Hi guys, recently I bought a puppy pen for my rabbit to live in. He is 5 months old. It's made out of a hard plastic. Will this be safe for him? I don't want him constantly chewing bits off and hurting himself! Here is a link to the pen

https://www.amazon.com/dp/B00D5P846Y/?tag=skimlinks_replacement-20


----------



## Watermelons (Nov 27, 2016)

Every rabbit is different. He might chew it he might not. He may also jump or climb out or he may not. 
Just keep an eye on him. Keep items away from the sides so jumping out isnt easier or put a lid on it.


----------



## Aki (Nov 27, 2016)

I'm with Watermelons - you'll find out soon enough. Depending on the breed and on your bunny's character the pen might or might not suffice to contain him. My youngest rabbit is an escape artist - I swear he jumps higher than 1m without any run up whatsoever and he *climbs *to. But he's the "worst" I've ever had in that regard (and I'll admit it, I'm dead proud of his skills even if it's inconvenient ^^).
Same goes with the 'eating the pen' part of it. Some rabbits will chew on everything, others will not. My rabbits live in a room, they have a cage which stays open where I put the food, water and litterbox. The plastic tray got chewed a bit, but they never took like a real bite out of it. The bars of your pen look pretty thick so I think it's doubtful he will be able to swallow part of it.

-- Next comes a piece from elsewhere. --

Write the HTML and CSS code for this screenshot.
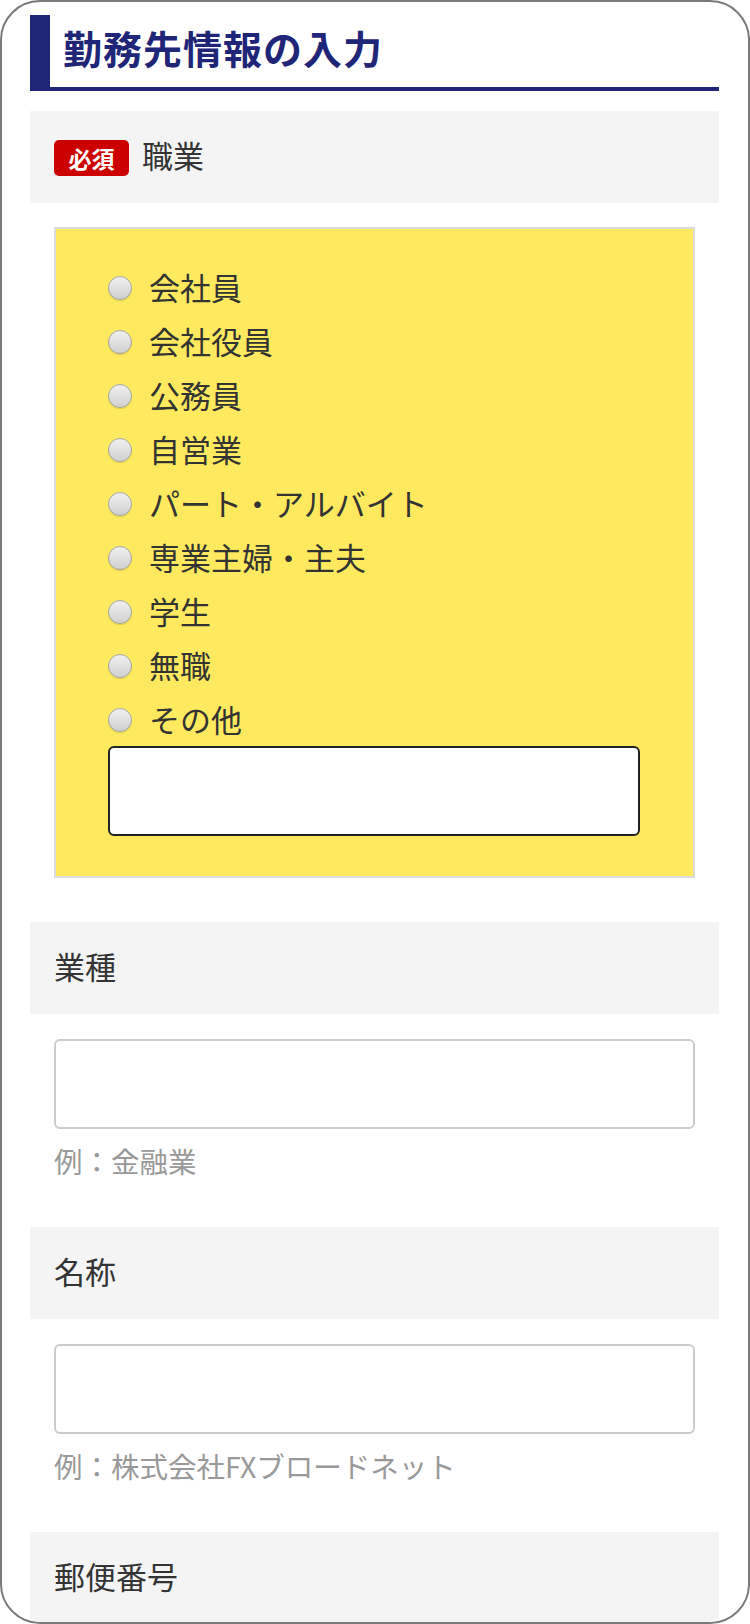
FILE: index.html
```html
<!DOCTYPE html>
<html lang="ja">
<head>
<meta charset="utf-8">
<title>勤務先情報の入力</title>
<link rel="stylesheet" href="styles.css">
</head>
<body>
<div class="frame">
  <h2 class="title">勤務先情報の入力</h2>

  <div class="label"><span class="badge">必須</span>職業</div>
  <div class="choices">
    <label class="choice"><input type="radio" name="job"><span>会社員</span></label>
    <label class="choice"><input type="radio" name="job"><span>会社役員</span></label>
    <label class="choice"><input type="radio" name="job"><span>公務員</span></label>
    <label class="choice"><input type="radio" name="job"><span>自営業</span></label>
    <label class="choice"><input type="radio" name="job"><span>パート・アルバイト</span></label>
    <label class="choice"><input type="radio" name="job"><span>専業主婦・主夫</span></label>
    <label class="choice"><input type="radio" name="job"><span>学生</span></label>
    <label class="choice"><input type="radio" name="job"><span>無職</span></label>
    <label class="choice"><input type="radio" name="job"><span>その他</span></label>
    <input class="other-input" type="text">
  </div>

  <div class="label label-spaced">業種</div>
  <div class="field">
    <input class="text-input" type="text">
    <p class="hint">例：金融業</p>
  </div>

  <div class="label">名称</div>
  <div class="field">
    <input class="text-input" type="text">
    <p class="hint">例：株式会社FXブロードネット</p>
  </div>

  <div class="label">郵便番号</div>
</div>
</body>
</html>
```

FILE: styles.css
```css
html, body {
  margin: 0;
  padding: 0;
  background: #ffffff;
}

body {
  font-family: "Noto Sans CJK JP", "Noto Sans", sans-serif;
  color: #333333;
}

.frame {
  box-sizing: border-box;
  width: 750px;
  height: 1624px;
  border: 2px solid #7a7a7a;
  border-radius: 40px;
  padding: 0 29px 0 28px;
  overflow: hidden;
  background: #ffffff;
}

.title {
  margin: 13px 0 0;
  height: 72px;
  box-sizing: content-box;
  border-left: 20px solid #1f2678;
  border-bottom: 4px solid #1f2678;
  padding: 0 0 0 13px;
  font-size: 39px;
  font-weight: 700;
  line-height: 64px;
  color: #1f2678;
  letter-spacing: 1px;
}

.label {
  margin-top: 20px;
  height: 92px;
  box-sizing: border-box;
  background: #f4f4f4;
  padding: 0 0 6px 24px;
  display: flex;
  align-items: center;
  font-size: 31px;
  color: #333333;
}

.label-spaced {
  margin-top: 44px;
}

.badge {
  display: inline-flex;
  align-items: center;
  justify-content: center;
  width: 75px;
  height: 36px;
  background: #cc0000;
  color: #ffffff;
  border-radius: 5px;
  font-size: 23px;
  font-weight: 700;
  margin-right: 13px;
  margin-top: 8px;
}

.choices {
  margin: 24px 24px 0;
  background: #ffea5f;
  border: 2px solid #dcdcdc;
  padding: 32px 0 40px 52px;
  display: flex;
  flex-direction: column;
}

.choice {
  height: 54px;
  display: flex;
  align-items: center;
  font-size: 31px;
  color: #333333;
}

.choice span {
  margin-top: -3px;
}

.choice input {
  -webkit-appearance: none;
  appearance: none;
  width: 24px;
  height: 24px;
  margin: 0 17px 0 0;
  border-radius: 50%;
  border: 1.5px solid #a4a4a4;
  background: linear-gradient(#f0f0f0, #d0d0d0);
  box-shadow: 0 1px 1px rgba(0, 0, 0, 0.15);
  box-sizing: border-box;
  flex: none;
}

.other-input {
  box-sizing: border-box;
  margin-top: -1px;
  width: 532px;
  height: 90px;
  border: 2px solid #222222;
  border-radius: 6px;
  background: #ffffff;
  padding: 0 12px;
  font-size: 28px;
}

.field {
  padding: 25px 24px 0;
  margin-bottom: 46px;
}

.text-input {
  display: block;
  box-sizing: border-box;
  width: 100%;
  height: 90px;
  border: 2px solid #cccccc;
  border-radius: 6px;
  background: #ffffff;
  padding: 0 12px;
  font-size: 28px;
}

.hint {
  margin: 12px 0 0;
  font-size: 28.5px;
  line-height: 40px;
  color: #999999;
}
```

If he only chews it a bit, it's nothing to worry about (and if he does begin to chew it obsessively enough to broke the bars of, it means he needs more time out of it - a tired / non frustrated rabbit is a lot less likely to chew the bars of his cage / pen).


----------



## BlackMiniRex (Nov 27, 2016)

like everyone else said, it depends on your bun.
Andy could hop over that easily though lol  (his barrier is now almost 4 ft tall [i had to make a door])


----------



## Yurusumaji (Nov 28, 2016)

Yeah, I wish you luck! I have had topless cages work, but my current guy lived in one of these for less than a week. I had to get him a new place to live when I woke up to bunny kisses one morning. (The kisses weren't the problem, an unsupervised bunny running amok in the home of digital fiends who swim in wires was!)

He didn't chew the pen itself much though and the easy method of escape aside, the pen itself is perfectly safe.


----------



## Nancy McClelland (Nov 28, 2016)

We have a plastic child gate on the door of the bunny room--been there for 8 years with no problem. However, our new boy Cosmo chewed enough in 2 hours to stick his head thru, so, I cut some wood and lined the bottom of the gate and it's ignored by him now. 12 other rabbits, no problem.


----------



## stevesmum (Nov 28, 2016)

How many rabbits do you have currently Larry?


----------



## Akzholedent (Nov 29, 2016)

I ended up using the cover that came with Pippi's pen. Now, when she tries to climb up, there's no place for her to get out of, so it's not so appealing. &#128516;

Since most pens don't seem to come with covers, I do suggest a sheet, held on with clothespins.


----------